Mientras tanto, no alcanza con decir «somos clasistas», o con insistir «la culpa la tenes vos que lo votastes». De lo que se trata es de unir a los compañeros, de formarnos, de ir ganando cada lucha de a una, y de ir revirtiendo poco a poco lo que es la ofensiva del gran capital que empezó hace ya casi 70 años y no ha cejado, más allá de que haya tenido muchos traspiés en el camino. Nosotros tampoco vamos a cejar, como dijo la CGT de los Argentinos allá por 1968:
«Sabemos que por defender la decencia todos los inmorales pagarán campañas para destruirnos.

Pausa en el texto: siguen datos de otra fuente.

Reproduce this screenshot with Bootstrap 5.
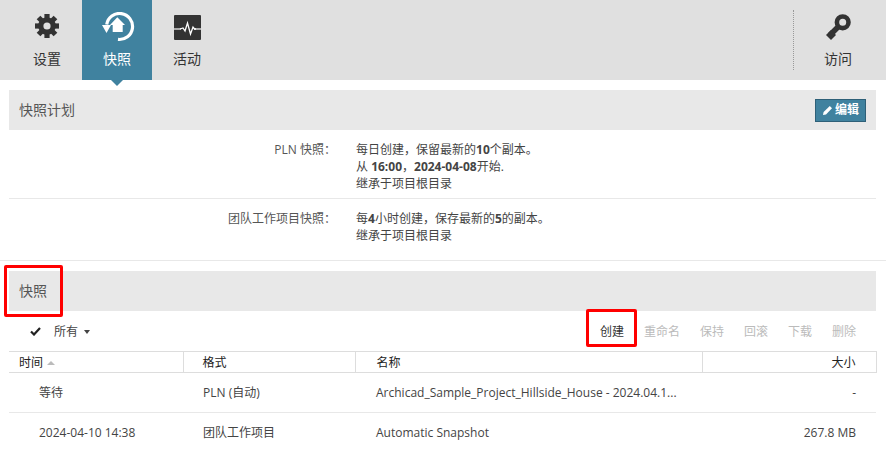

Comprendemos que por reclamar libertad, justicia y cumplimiento de la voluntad soberana de los argentinos, nos inventarán todos los rótulos, incluso el de subversivos, y pretenderán asociarnos a secretas conspiraciones que desde ya rechazamos.
Descontamos que por defender la autodeterminación nacional se unirán los explotadores de cualquier latitud para fabricar las infamias que les permitan clausurar nuestra voz, nuestro pensamiento y nuestra vida.
Alertamos que por luchar junto a los pobres, con nuestra única bandera azul y blanca, los viejos y nuevos inquisidores levantarán otras cruces, como vienen haciendo a lo largo de los siglos.
Pero nada nos habrá de detener, ni la cárcel ni la muerte. Porque no se puede encarcelar y matar a todo el pueblo y porque la inmensa mayoría de los argentinos, sin pactos electorales, sin aventuras colaboracionistas ni golpistas, sabe que sólo el pueblo salvará al pueblo».